TASK DESCRIPTION
With the pictures left out, copy the listing below exactly.

PROVIDED DATA
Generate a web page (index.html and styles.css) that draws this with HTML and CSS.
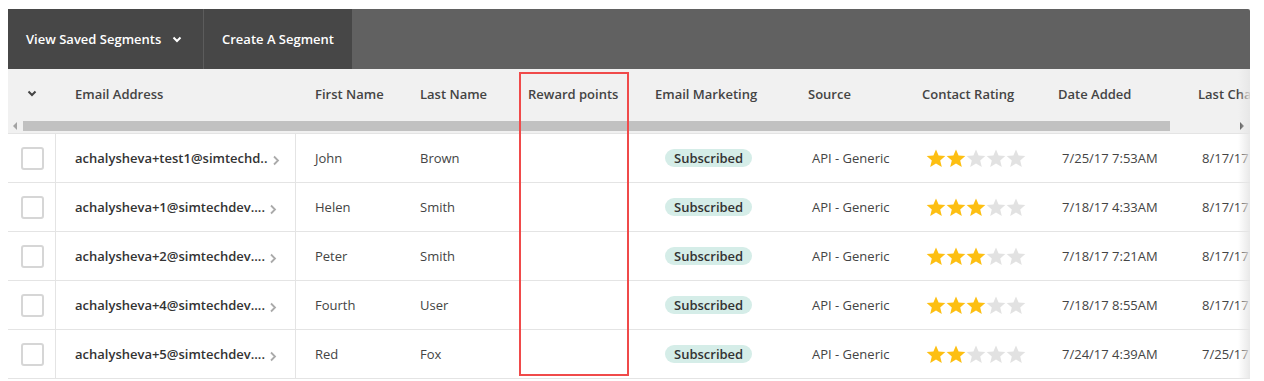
FILE: index.html
```html
<!DOCTYPE html>
<html lang="en">
<head>
    <meta charset="UTF-8">
    <meta name="viewport" content="width=device-width, initial-scale=1.0">
    <title>Contacts</title>
    <link rel="stylesheet" href="styles.css">
</head>
<body>

<div class="page">
    <div class="panel">
        <!-- ===== TOOLBAR ===== -->
        <div class="toolbar">
            <button class="tool-btn">View Saved Segments
                <svg class="tool-caret" width="10" height="7" viewBox="0 0 10 7"><polyline points="1.5,1.5 5,5 8.5,1.5" fill="none" stroke="#fff" stroke-width="2"/></svg>
            </button>
            <button class="tool-btn">Create A Segment</button>
        </div>

        <!-- ===== TABLE HEAD ===== -->
        <div class="grid head">
            <div class="cell check-cell">
                <svg width="10" height="7" viewBox="0 0 10 7"><polyline points="1.5,1.5 5,5 8.5,1.5" fill="none" stroke="#444" stroke-width="2"/></svg>
            </div>
            <div class="cell">Email Address</div>
            <div class="cell">First Name</div>
            <div class="cell">Last Name</div>
            <div class="cell">Reward points</div>
            <div class="cell">Email Marketing</div>
            <div class="cell">Source</div>
            <div class="cell">Contact Rating</div>
            <div class="cell">Date Added</div>
            <div class="cell">Last Changed</div>
        </div>

        <!-- ===== SCROLLBAR ===== -->
        <div class="scrollbar">
            <span class="arrow arrow-left"></span>
            <span class="track"></span>
            <span class="arrow arrow-right"></span>
        </div>

        <!-- ===== ROWS ===== -->
        <div id="rows"></div>

        <div class="edge-fade"></div>
        <div class="highlight"></div>
    </div>
</div>

<script>
    const contacts = [
        { email: 'achalysheva+test1@simtechd..', first: 'John', last: 'Brown', rating: 2, added: '7/25/17 7:53AM', changed: '8/17/17' },
        { email: 'achalysheva+1@simtechdev....', first: 'Helen', last: 'Smith', rating: 3, added: '7/18/17 4:33AM', changed: '8/17/17' },
        { email: 'achalysheva+2@simtechdev....', first: 'Peter', last: 'Smith', rating: 3, added: '7/18/17 7:21AM', changed: '8/17/17' },
        { email: 'achalysheva+4@simtechdev....', first: 'Fourth', last: 'User', rating: 3, added: '7/18/17 8:55AM', changed: '8/17/17' },
        { email: 'achalysheva+5@simtechdev....', first: 'Red', last: 'Fox', rating: 2, added: '7/24/17 4:39AM', changed: '7/25/17' }
    ];

    const STAR = '<svg width="20" height="19" viewBox="0 0 20 19"><polygon points="10,0.5 12.6,6.6 19.3,7.1 14.2,11.4 15.8,18 10,14.5 4.2,18 5.8,11.4 0.7,7.1 7.4,6.6"/></svg>';

    function renderRows() {
        const rows = document.getElementById('rows');
        contacts.forEach(c => {
            let stars = '';
            for (let i = 0; i < 5; i++) {
                stars += `<span class="star ${i < c.rating ? 'on' : ''}">${STAR}</span>`;
            }
            const row = document.createElement('div');
            row.className = 'grid row';
            row.innerHTML = `
                <div class="cell check-cell line"><span class="box"></span></div>
                <div class="cell email line">${c.email}
                    <svg class="more" width="8" height="11" viewBox="0 0 8 11"><polyline points="2,1.5 6,5.5 2,9.5" fill="none" stroke="#aaa" stroke-width="1.8"/></svg>
                </div>
                <div class="cell">${c.first}</div>
                <div class="cell">${c.last}</div>
                <div class="cell"></div>
                <div class="cell marketing"><span class="badge">Subscribed</span></div>
                <div class="cell shift">API - Generic</div>
                <div class="cell shift stars">${stars}</div>
                <div class="cell shift">${c.added}</div>
                <div class="cell shift">${c.changed}</div>`;
            rows.appendChild(row);
        });
    }

    renderRows();
</script>

</body>
</html>
```

FILE: styles.css
```css
:root {
    --text: #444;
    --border: #e4e4e4;
    --bar: #616161;
    --bar-dark: #474747;
    --font-family: "Open Sans", "Noto Sans", Arial, sans-serif;
}
body {
    margin: 0;
    font-family: var(--font-family);
    font-size: 13px;
    color: var(--text);
    background: #fff;
}
.page {
    padding: 9px 0 0 8px;
}
.panel {
    position: relative;
    width: 1242px;
    overflow: hidden;
}
.toolbar {
    display: flex;
    height: 60px;
    background: var(--bar);
    border-radius: 2px 2px 0 0;
}
.tool-btn {
    display: flex;
    align-items: center;
    gap: 11px;
    padding: 0 18px;
    border: none;
    background: var(--bar-dark);
    color: #fff;
    font-family: var(--font-family);
    font-size: 13px;
    font-weight: 600;
}
.tool-btn:first-child {
    width: 196px;
    padding-left: 18px;
    border-right: 1px solid #5c5c5c;
}
.tool-btn:last-child {
    width: 148px;
    justify-content: center;
    padding: 0;
}
.grid {
    display: grid;
    grid-template-columns: 48px 240px 105px 108px 127px 153px 114px 136px 140px 71px;
}
.cell {
    display: flex;
    align-items: center;
    padding-left: 19px;
    white-space: nowrap;
    overflow: hidden;
}
.head {
    height: 49px;
    background: #f1f1f1;
    font-weight: 600;
}
.check-cell {
    justify-content: center;
    padding-left: 0;
}
.scrollbar {
    display: flex;
    align-items: center;
    height: 14px;
    background: #f1f1f1;
    border-bottom: 1px solid var(--border);
    padding-top: 1px;
}
.arrow {
    width: 0;
    height: 0;
    border-top: 4px solid transparent;
    border-bottom: 4px solid transparent;
}
.arrow-left {
    margin: 0 6px 0 5px;
    border-right: 4px solid #a3a3a3;
}
.arrow-right {
    margin-left: 70px;
    border-left: 4px solid #505050;
}
.track {
    width: 1147px;
    height: 10px;
    background: #c1c1c1;
}
.row {
    height: 48px;
    border-bottom: 1px solid var(--border);
    border-left: 1px solid var(--border);
    margin-left: -1px;
}
.line {
    border-right: 1px solid var(--border);
}
.box {
    width: 19px;
    height: 19px;
    border: 2px solid #d6d6d6;
    border-radius: 3px;
    margin-left: 1px;
}
.email {
    font-weight: 600;
    color: #333;
}
.more {
    margin: 5px 0 0 4px;
}
.marketing {
    padding-left: 29px;
}
.shift {
    padding-left: 23px;
}
.badge {
    background: #d5ede8;
    color: #333;
    font-weight: 600;
    padding: 0 9px;
    line-height: 18px;
    border-radius: 9px;
}
.star svg {
    display: block;
    fill: #e2e2e2;
}
.star.on svg {
    fill: #fdbf12;
}
.edge-fade {
    position: absolute;
    top: 60px;
    right: 0;
    bottom: 0;
    width: 12px;
    background: linear-gradient(to right, rgba(255,255,255,0), rgba(230,230,230,0.9));
}
.highlight {
    position: absolute;
    left: 511px;
    top: 63px;
    width: 106px;
    height: 300px;
    border: 2px solid #f04a4a;
}
```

THE RESPONSE
Generate a web page (index.html and styles.css) that draws this with HTML and CSS.
FILE: index.html
```html
<!DOCTYPE html>
<html lang="en">
<head>
    <meta charset="UTF-8">
    <meta name="viewport" content="width=device-width, initial-scale=1.0">
    <title>Contacts</title>
    <link rel="stylesheet" href="styles.css">
</head>
<body>

<div class="page">
    <div class="panel">
        <!-- ===== TOOLBAR ===== -->
        <div class="toolbar">
            <button class="tool-btn">View Saved Segments
                <svg class="tool-caret" width="10" height="7" viewBox="0 0 10 7"><polyline points="1.5,1.5 5,5 8.5,1.5" fill="none" stroke="#fff" stroke-width="2"/></svg>
            </button>
            <button class="tool-btn">Create A Segment</button>
        </div>

        <!-- ===== TABLE HEAD ===== -->
        <div class="grid head">
            <div class="cell check-cell">
                <svg width="10" height="7" viewBox="0 0 10 7"><polyline points="1.5,1.5 5,5 8.5,1.5" fill="none" stroke="#444" stroke-width="2"/></svg>
            </div>
            <div class="cell">Email Address</div>
            <div class="cell">First Name</div>
            <div class="cell">Last Name</div>
            <div class="cell">Reward points</div>
            <div class="cell">Email Marketing</div>
            <div class="cell">Source</div>
            <div class="cell">Contact Rating</div>
            <div class="cell">Date Added</div>
            <div class="cell">Last Changed</div>
        </div>

        <!-- ===== SCROLLBAR ===== -->
        <div class="scrollbar">
            <span class="arrow arrow-left"></span>
            <span class="track"></span>
            <span class="arrow arrow-right"></span>
        </div>

        <!-- ===== ROWS ===== -->
        <div id="rows"></div>

        <div class="edge-fade"></div>
        <div class="highlight"></div>
    </div>
</div>

<script>
    const contacts = [
        { email: 'achalysheva+test1@simtechd..', first: 'John', last: 'Brown', rating: 2, added: '7/25/17 7:53AM', changed: '8/17/17' },
        { email: 'achalysheva+1@simtechdev....', first: 'Helen', last: 'Smith', rating: 3, added: '7/18/17 4:33AM', changed: '8/17/17' },
        { email: 'achalysheva+2@simtechdev....', first: 'Peter', last: 'Smith', rating: 3, added: '7/18/17 7:21AM', changed: '8/17/17' },
        { email: 'achalysheva+4@simtechdev....', first: 'Fourth', last: 'User', rating: 3, added: '7/18/17 8:55AM', changed: '8/17/17' },
        { email: 'achalysheva+5@simtechdev....', first: 'Red', last: 'Fox', rating: 2, added: '7/24/17 4:39AM', changed: '7/25/17' }
    ];

    const STAR = '<svg width="20" height="19" viewBox="0 0 20 19"><polygon points="10,0.5 12.6,6.6 19.3,7.1 14.2,11.4 15.8,18 10,14.5 4.2,18 5.8,11.4 0.7,7.1 7.4,6.6"/></svg>';

    function renderRows() {
        const rows = document.getElementById('rows');
        contacts.forEach(c => {
            let stars = '';
            for (let i = 0; i < 5; i++) {
                stars += `<span class="star ${i < c.rating ? 'on' : ''}">${STAR}</span>`;
            }
            const row = document.createElement('div');
            row.className = 'grid row';
            row.innerHTML = `
                <div class="cell check-cell line"><span class="box"></span></div>
                <div class="cell email line">${c.email}
                    <svg class="more" width="8" height="11" viewBox="0 0 8 11"><polyline points="2,1.5 6,5.5 2,9.5" fill="none" stroke="#aaa" stroke-width="1.8"/></svg>
                </div>
                <div class="cell">${c.first}</div>
                <div class="cell">${c.last}</div>
                <div class="cell"></div>
                <div class="cell marketing"><span class="badge">Subscribed</span></div>
                <div class="cell shift">API - Generic</div>
                <div class="cell shift stars">${stars}</div>
                <div class="cell shift">${c.added}</div>
                <div class="cell shift">${c.changed}</div>`;
            rows.appendChild(row);
        });
    }

    renderRows();
</script>

</body>
</html>
```

FILE: styles.css
```css
:root {
    --text: #444;
    --border: #e4e4e4;
    --bar: #616161;
    --bar-dark: #474747;
    --font-family: "Open Sans", "Noto Sans", Arial, sans-serif;
}
body {
    margin: 0;
    font-family: var(--font-family);
    font-size: 13px;
    color: var(--text);
    background: #fff;
}
.page {
    padding: 9px 0 0 8px;
}
.panel {
    position: relative;
    width: 1242px;
    overflow: hidden;
}
.toolbar {
    display: flex;
    height: 60px;
    background: var(--bar);
    border-radius: 2px 2px 0 0;
}
.tool-btn {
    display: flex;
    align-items: center;
    gap: 11px;
    padding: 0 18px;
    border: none;
    background: var(--bar-dark);
    color: #fff;
    font-family: var(--font-family);
    font-size: 13px;
    font-weight: 600;
}
.tool-btn:first-child {
    width: 196px;
    padding-left: 18px;
    border-right: 1px solid #5c5c5c;
}
.tool-btn:last-child {
    width: 148px;
    justify-content: center;
    padding: 0;
}
.grid {
    display: grid;
    grid-template-columns: 48px 240px 105px 108px 127px 153px 114px 136px 140px 71px;
}
.cell {
    display: flex;
    align-items: center;
    padding-left: 19px;
    white-space: nowrap;
    overflow: hidden;
}
.head {
    height: 49px;
    background: #f1f1f1;
    font-weight: 600;
}
.check-cell {
    justify-content: center;
    padding-left: 0;
}
.scrollbar {
    display: flex;
    align-items: center;
    height: 14px;
    background: #f1f1f1;
    border-bottom: 1px solid var(--border);
    padding-top: 1px;
}
.arrow {
    width: 0;
    height: 0;
    border-top: 4px solid transparent;
    border-bottom: 4px solid transparent;
}
.arrow-left {
    margin: 0 6px 0 5px;
    border-right: 4px solid #a3a3a3;
}
.arrow-right {
    margin-left: 70px;
    border-left: 4px solid #505050;
}
.track {
    width: 1147px;
    height: 10px;
    background: #c1c1c1;
}
.row {
    height: 48px;
    border-bottom: 1px solid var(--border);
    border-left: 1px solid var(--border);
    margin-left: -1px;
}
.line {
    border-right: 1px solid var(--border);
}
.box {
    width: 19px;
    height: 19px;
    border: 2px solid #d6d6d6;
    border-radius: 3px;
    margin-left: 1px;
}
.email {
    font-weight: 600;
    color: #333;
}
.more {
    margin: 5px 0 0 4px;
}
.marketing {
    padding-left: 29px;
}
.shift {
    padding-left: 23px;
}
.badge {
    background: #d5ede8;
    color: #333;
    font-weight: 600;
    padding: 0 9px;
    line-height: 18px;
    border-radius: 9px;
}
.star svg {
    display: block;
    fill: #e2e2e2;
}
.star.on svg {
    fill: #fdbf12;
}
.edge-fade {
    position: absolute;
    top: 60px;
    right: 0;
    bottom: 0;
    width: 12px;
    background: linear-gradient(to right, rgba(255,255,255,0), rgba(230,230,230,0.9));
}
.highlight {
    position: absolute;
    left: 511px;
    top: 63px;
    width: 106px;
    height: 300px;
    border: 2px solid #f04a4a;
}
```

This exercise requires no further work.